6) Several levels are simply platform jumps. That doesn't even qualify as a puzzle in my eyes.
7+8) The big one. These mechanics are so intrinsically tied and so infuriatingly implemented that I can't really separate them for the list, but they MORE than deserve to be 2 negatives. The MC's ability to jump AND sprint on EVERY level is a resource. The jumps are never more than you strictly need to finish the puzzle the intended way, and the sprint is a pitifully small amount. If you miss even a single jump, that's a full reset. Run out of sprint and you are stuck moving painfully slow around unnecessarily long hallways, and that's WITHOUT a guard deciding to tie your legs up. Every platformer I have ever known has allowed unlimited use of the jump, and at worst a recharging sprint. This is markedly worse on BOTH. Many levels require a sprint jump to clear a certain gap, so if you use your sprint to simply move through the level faster and avoid boring walking time you can end up stuck standing on a ledge at the end of an otherwise solved puzzle, with no sprint. That's a full level reset. Do it ALL again.

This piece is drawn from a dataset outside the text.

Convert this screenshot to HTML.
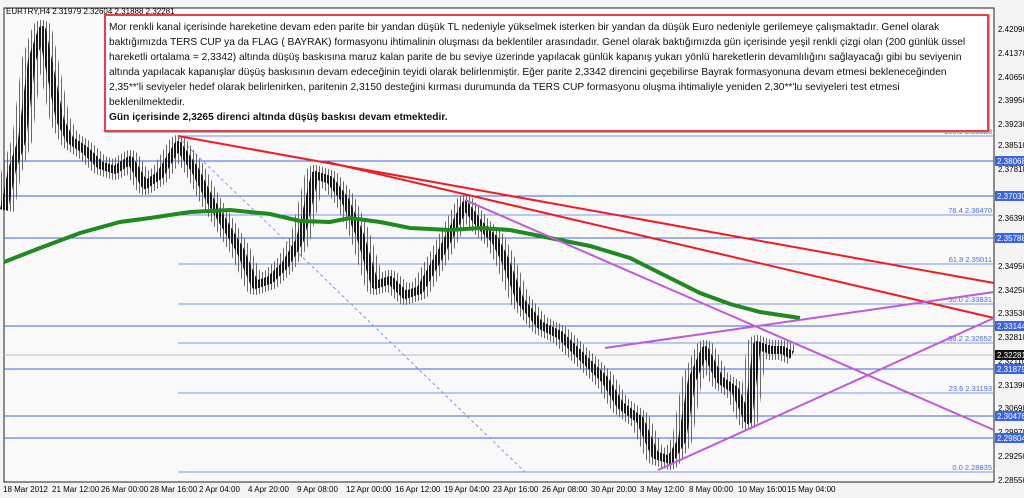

9) more of a bizarre and incongruous thing, there seems to be no rhyme or reason to what each guard will do to the MC beyond what that particular level NEEDS that guard to do. Early levels before the tying mechanic has been introduced? Guess I'll just torture you, and not bother you with that later mechanic. Worse still, later levels that do intend for you to end up tied only seem to have that properly coded on the specific guards intended to tie you, and the rest simply glitch out and run into you forever, softlocking you and not even triggering the game over screen.
10) the lack of a skip function for guard animations is painful. This is the 15th time I've seen this guard tie the MC up in the same way because the game keep soft locking due to god awful guard detection design. That 10 seconds animation is beyond frustrating.
TLR playing this game was a wasted 90 minutes of my life. Save yourself the bother, and don't play it. Roughly 3/4 of that time was spent fighting the poor game design, not even solving the puzzles, and NONE of it was spent on the naughty bits, because those don't exist.